The French guy and an army marksman don radiation suits and take a roller coaster ride to the top of the coaster’s highest hill in order to have a clear shot at the beast’s neck.  From that vantage point the marksman hits the bullseye and then they clamor down the side of the coaster before the beast’s death throes bury them in the rubble of the demolished ride.  Of course, the wooden ride bursts into flames proving just what a death trap it really is.  But by then the beast is dying and as we watch he breathes his last.  French guy and somewhat pretty paleontologist are now free to explore the romantic relationship that almost always await the survivors of atomic monster incidents.

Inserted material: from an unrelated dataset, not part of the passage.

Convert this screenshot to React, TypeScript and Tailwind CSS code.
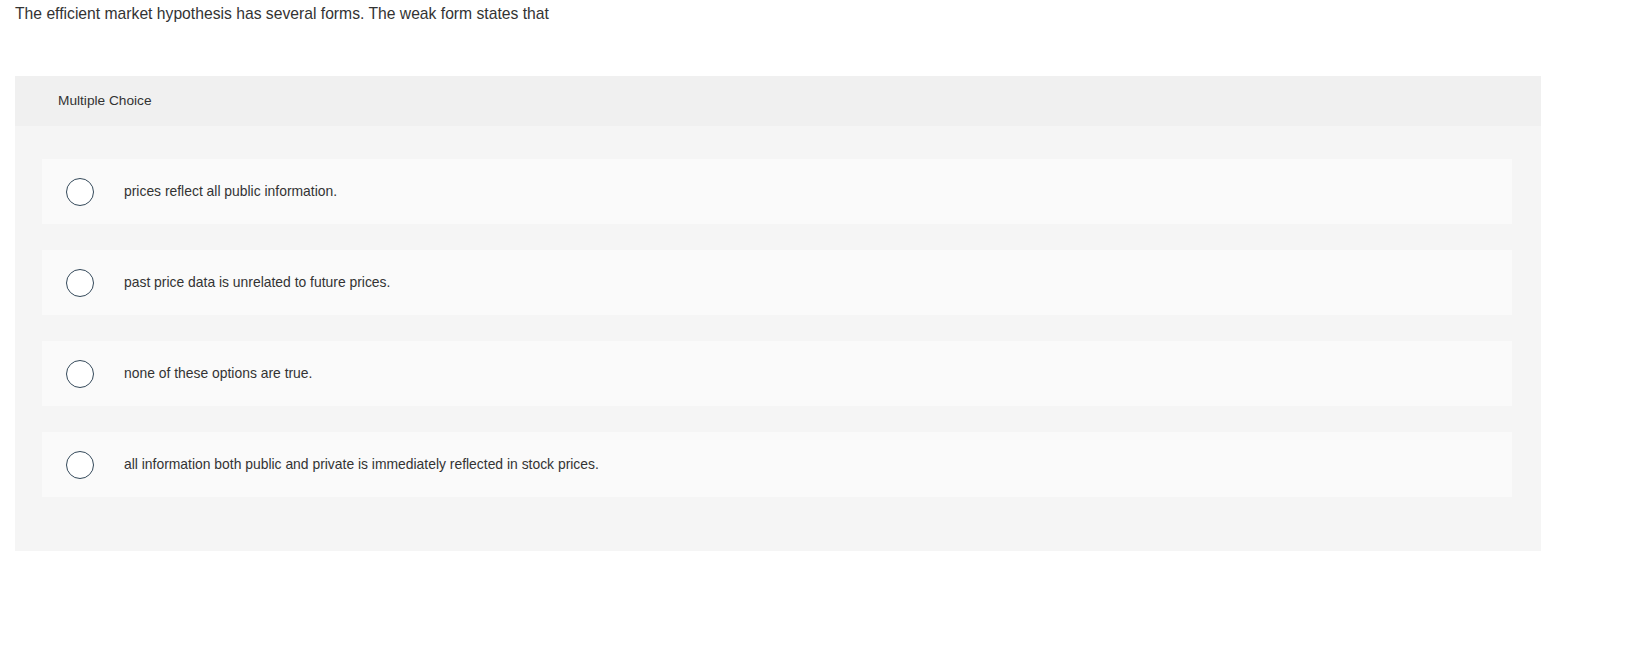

This is one of my favorite old monster movies because New York is my old stomping grounds.  In fact, the beach in Brooklyn (Manhattan Beach) where the beast resurfaces was where I first met Camera Girl forty-five years ago.  So, we have that in common.  There weren’t a lot of famous actors in this movie but the special effects were handled by Ray Harryhausen and the sharpshooter was played by Lee Van Cleef of spaghetti western fame.  Now there isn’t any detectable acting going on except for the old professor played by veteran actor Cecil Kellaway.  But it combines the gung-ho attitude of all military movies before the Vietnam war era along with the silly mayhem expected when giant monsters are eating and stepping on people.  I highly recommend this silly romp but warn millennials that it was shot in black and white (the horror!).

5 thoughts on “Guest Contributor – photog – “The Beast From 20,000 Fathoms” – A Science Fiction Movie Review

  1. As a technical type I want to complain about the title of this movie. A fathom is about six feet that means 20,000 fathoms is 120,000 ft. But the deepest part of the ocean, the Mariana Trench is only about 36,000 feet deep. Was this creature 84,000 feet below the bottom of the ocean in the solid rock? Do they think we’ll just believe anything?